Cette expérience sensibilise l’historien de l’art à l’espace public, tout comme son intérêt pour l’agit-prop et la lecture, dans la première moitié des années 1970, des premiers articles et ouvrages sur le graffiti new-yorkais. Au début des années 1980, il découvre aussi à la station de métro Saint-Placide un ensemble d’affiches publicitaires repeintes et signées COSTA. L'œuvre agit sur lui comme un révélateur : elle suscite le désir de consacrer un ouvrage aux graffitis placés dans l’espace urbain et de les situer dans une histoire longue. En 1984, Denys Riout lance dans le journal Libération un appel dans ce sens et entre en contact avec une scène créative en émergence. Alors qu’il est en pleine recherche, il rencontre Gérard Aimé, fondateur des éditions Alternatives. Celui-ci lui apprend que deux photographes, Dominique Gurdjian et Jean-Pierre Leroux, travaillent également sur le sujet, et l’invite à co-signer l’ouvrage avec eux. Le fruit de leur travail commun s’intitule Le livre du graffiti et paraît en 1985. C’est aussitôt un succès médiatique et public. Dans son sillage, Denys Riout participe à un ouvrage collectif sur l'œuvre de Daniel Bau Geste, La fille aux cheveux bleus (Paris, Alternatives, coll. 9e art, 1986) et signe avec Jean-Marie Gibbal les textes de Chez Bonne idée, images du petit commerce en Afrique de l’Ouest du photographe Jean-Marie Lerat (Paris, Alternatives, 1990).

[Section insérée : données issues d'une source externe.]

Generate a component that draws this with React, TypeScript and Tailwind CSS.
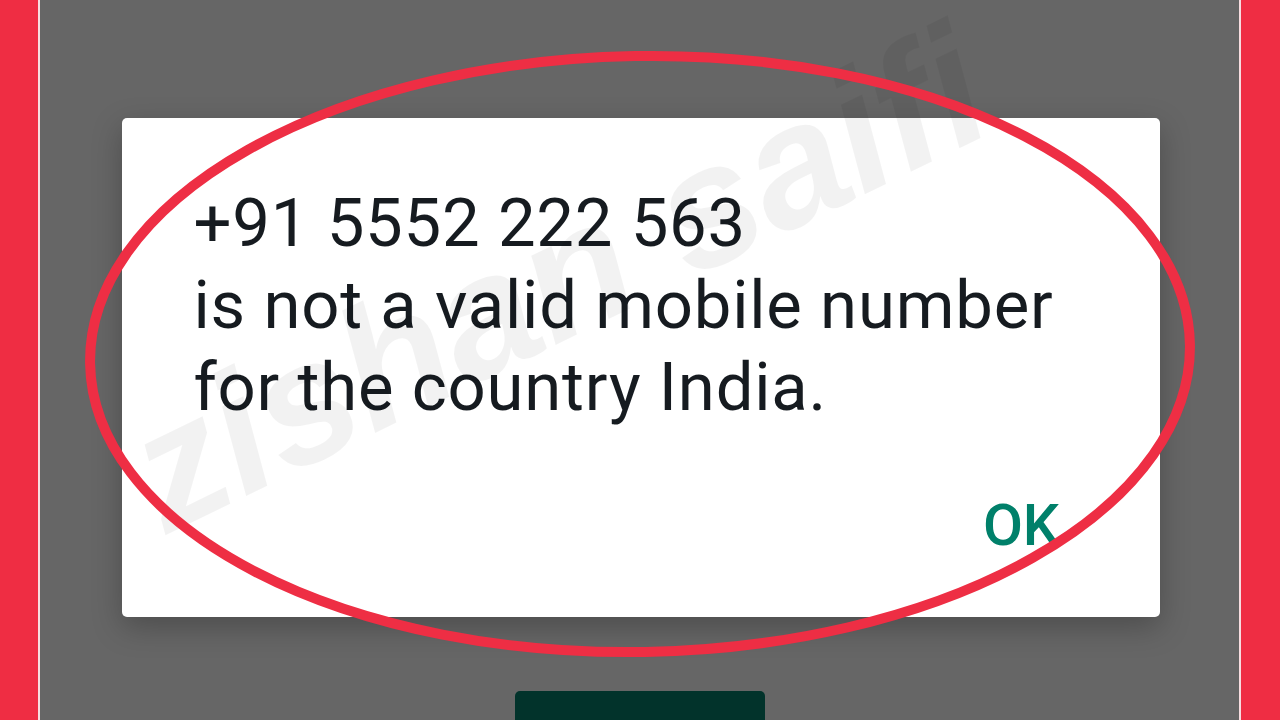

Pour l’auteur, il n’est pas question pour autant de devenir spécialiste de l’art urbain : non seulement il souhaite explorer d’autres champs esthétiques, mais le graffiti d’inspiration américaine, qui commence à se diffuser en France et concentre l’attention des médias, l’intéresse assez peu.

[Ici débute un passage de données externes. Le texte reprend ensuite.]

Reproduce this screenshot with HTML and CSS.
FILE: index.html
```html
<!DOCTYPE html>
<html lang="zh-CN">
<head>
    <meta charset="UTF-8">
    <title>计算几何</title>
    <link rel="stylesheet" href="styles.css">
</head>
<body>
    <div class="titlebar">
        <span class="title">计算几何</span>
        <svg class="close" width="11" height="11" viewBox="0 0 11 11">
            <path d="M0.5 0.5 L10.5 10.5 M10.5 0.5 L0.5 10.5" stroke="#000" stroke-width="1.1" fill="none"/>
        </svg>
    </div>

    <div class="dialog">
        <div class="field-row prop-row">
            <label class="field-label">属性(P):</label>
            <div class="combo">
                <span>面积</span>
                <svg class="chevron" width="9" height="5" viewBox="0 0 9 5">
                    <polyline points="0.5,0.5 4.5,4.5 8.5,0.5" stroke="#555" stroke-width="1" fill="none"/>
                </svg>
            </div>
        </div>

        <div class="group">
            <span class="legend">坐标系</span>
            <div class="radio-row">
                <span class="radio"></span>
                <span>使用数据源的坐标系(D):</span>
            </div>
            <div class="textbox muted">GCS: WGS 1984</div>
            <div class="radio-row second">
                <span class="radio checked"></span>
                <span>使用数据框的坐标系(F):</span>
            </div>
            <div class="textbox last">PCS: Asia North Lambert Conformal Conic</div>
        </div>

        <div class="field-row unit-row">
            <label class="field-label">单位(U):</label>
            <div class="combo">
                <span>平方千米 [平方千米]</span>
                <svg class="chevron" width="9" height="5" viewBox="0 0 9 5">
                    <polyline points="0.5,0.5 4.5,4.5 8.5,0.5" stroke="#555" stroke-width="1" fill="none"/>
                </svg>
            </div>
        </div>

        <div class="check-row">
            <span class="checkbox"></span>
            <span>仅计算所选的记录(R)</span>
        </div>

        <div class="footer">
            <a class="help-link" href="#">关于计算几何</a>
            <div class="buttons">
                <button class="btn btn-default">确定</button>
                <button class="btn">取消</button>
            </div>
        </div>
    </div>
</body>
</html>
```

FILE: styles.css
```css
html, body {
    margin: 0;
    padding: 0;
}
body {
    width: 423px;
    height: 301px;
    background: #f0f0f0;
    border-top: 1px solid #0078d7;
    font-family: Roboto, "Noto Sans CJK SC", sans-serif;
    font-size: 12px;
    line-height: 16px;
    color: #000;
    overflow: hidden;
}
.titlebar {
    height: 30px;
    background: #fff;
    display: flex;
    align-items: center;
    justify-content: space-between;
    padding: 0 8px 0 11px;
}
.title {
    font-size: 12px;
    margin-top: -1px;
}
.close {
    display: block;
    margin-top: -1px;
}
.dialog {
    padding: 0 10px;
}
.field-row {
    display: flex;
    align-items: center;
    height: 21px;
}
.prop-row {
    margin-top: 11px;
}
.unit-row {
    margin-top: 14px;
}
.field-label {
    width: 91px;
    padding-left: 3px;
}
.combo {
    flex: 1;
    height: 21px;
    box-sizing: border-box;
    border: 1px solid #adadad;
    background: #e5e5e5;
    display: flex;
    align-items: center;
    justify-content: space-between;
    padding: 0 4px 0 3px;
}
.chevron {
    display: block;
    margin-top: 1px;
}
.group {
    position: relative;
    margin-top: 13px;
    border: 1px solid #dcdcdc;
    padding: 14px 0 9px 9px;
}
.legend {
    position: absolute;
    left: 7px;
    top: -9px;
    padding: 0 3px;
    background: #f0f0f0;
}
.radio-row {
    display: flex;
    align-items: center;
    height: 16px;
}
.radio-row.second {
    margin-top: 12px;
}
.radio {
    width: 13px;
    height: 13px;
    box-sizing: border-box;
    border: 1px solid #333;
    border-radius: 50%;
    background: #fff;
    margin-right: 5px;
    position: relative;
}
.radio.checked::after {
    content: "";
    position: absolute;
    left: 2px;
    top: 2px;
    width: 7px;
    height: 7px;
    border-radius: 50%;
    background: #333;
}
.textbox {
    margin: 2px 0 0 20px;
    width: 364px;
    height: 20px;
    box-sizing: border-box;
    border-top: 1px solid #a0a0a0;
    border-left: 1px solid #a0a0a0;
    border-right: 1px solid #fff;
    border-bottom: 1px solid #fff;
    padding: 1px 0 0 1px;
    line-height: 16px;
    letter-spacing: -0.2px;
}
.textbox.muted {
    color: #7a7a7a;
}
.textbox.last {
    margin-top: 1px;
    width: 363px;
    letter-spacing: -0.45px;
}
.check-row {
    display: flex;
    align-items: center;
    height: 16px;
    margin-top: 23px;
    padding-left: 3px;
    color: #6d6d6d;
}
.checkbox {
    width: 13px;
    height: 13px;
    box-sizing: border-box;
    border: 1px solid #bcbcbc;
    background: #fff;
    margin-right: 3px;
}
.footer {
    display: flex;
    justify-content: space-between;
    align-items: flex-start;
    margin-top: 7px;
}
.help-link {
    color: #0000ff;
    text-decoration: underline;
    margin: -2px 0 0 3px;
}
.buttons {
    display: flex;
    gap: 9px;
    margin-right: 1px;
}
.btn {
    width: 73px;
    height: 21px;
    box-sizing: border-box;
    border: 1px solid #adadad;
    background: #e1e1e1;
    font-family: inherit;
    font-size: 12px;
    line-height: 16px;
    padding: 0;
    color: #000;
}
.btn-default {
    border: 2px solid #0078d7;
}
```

À l’invitation de Gérard Aimé, il lance aussi chez Alternatives la collection Zigzags, dédiée à l’Histoire de l’art. Trois titres sont publiés avant son interruption. Parmi eux, Les arts incohérents de Catherine Charpin en 1990 connaît un relatif succès et donne lieu à une exposition en 1992 au Musée d’Orsay. Sa publication résulte d’un intérêt ancien de Denys Riout pour les Incohérents, et tout particulièrement pour les monochromes d'Alphonse Allais, que l'historien de l’art évoquera dans La peinture monochrome. Histoire et archéologie d’un genre (Paris, éditions Jacqueline Chambon, coll. Rayon art, 1996 pour la première édition). Dès le début des années 1980, ses recherches sur la peinture monochrome l’ont aussi porté aussi à s’intéresser à Yves Klein. Il consacrera plusieurs ouvrages à l’artiste français : Yves Klein, manifester l’immatériel (Paris, Gallimard, coll. Art et artistes, 2004), Yves Klein, l’aventure monochrome (Paris, Gallimard, coll. Découvertes, 2006), Yves Klein Japon (avec Terhi Genévrier-Tausti, Paris, éditions Dilecta, 2020) et Yves Klein intime (avec Catherine Francblin et Didier Semin, Paris, éditions In Fine, 2022).
Son refus de s’enfermer dans une spécialité le conduit également à écrire sur l’art moderne (Qu’est-ce que l’art moderne ?, Paris, Gallimard, Coll. Folio Essais, 2000, rééd. 2009), Constantin Brancusi (Constantin Brancusi, L’hélice et l’oiseau, Paris, Nouvelles éditions Scala, coll. L’Atelier imaginaire, 2012) ou encore les œuvres invisibles (Portes closes et oeuvres invisibles, Paris, Gallimard, coll. Art et artistes, 2019).
Malgré la diversité des recherches et centres d’intérêt de Denys Riout, son travail porte sur la relation complexe que les cultures monothéistes entretiennent avec l’image, de l’iconoclasme au monochrome, cette “peinture sans image” selon ses termes.